If somehow, however, an election is averted, then the central message from the conference is that the DUP is still up for a deal with Sinn Féin.
The key issue blocking a deal is the dispute over an Irish language act. Foster was conciliatory and respectful when talking about the language while restating that in return Sinn Féin must respect British culture. That should be attainable.
On Brexit, she repeated that the DUP wanted a “sensible Brexit” and she had no harsh words to utter against Varadkar or Coveney.
She did say, however, “time was short” to get a deal and if there was no agreement, then British direct rule ministers soon would be running affairs in Northern Ireland rather than locally elected Assembly members.
One of the reasons given for the failure to strike a deal in the past month or so was that Foster did not have the backing of all of her MPs.
Dodds, the deputy leader and leader of the DUP in Westminster, stepped up to the plate here. He was trenchant in his support for Foster.
“At a time when other political leaders are heading for the exit, stage left, Arlene isn’t going away,” he declared.
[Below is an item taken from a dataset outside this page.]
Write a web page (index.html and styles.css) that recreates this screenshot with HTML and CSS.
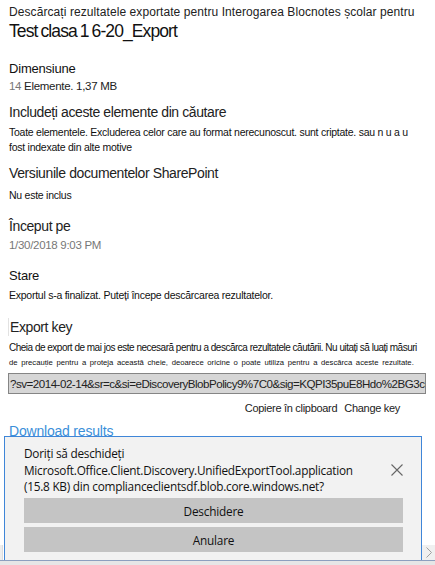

If he had appended “you know”, it would have had a sharper resonance and connection to Sinn Féin and Gerry Adams, but it did demonstrate Dodds’s loyalty.
And if he is faithful then perhaps he will have the clout to ensure that any DUP doubters in the House of Commons stay constant too.
Dodds also delivered some truths that many in the DUP would have found difficult. He referred to the need “to be alive to changes in demography and shifts in society”, which appeared to be shorthand for stating that unionists must make compromises with nationalism now - before nationalism becomes too strong and perhaps less amenable to compromise.
The most important message in his speech – one directed at delegates and colleagues — was that getting the Northern Executive and Assembly back up and running will “inevitably mean taking difficult decisions”.
That seemed to be code for the DUP taking chances to restore Stormont if Sinn Féin will take chances too.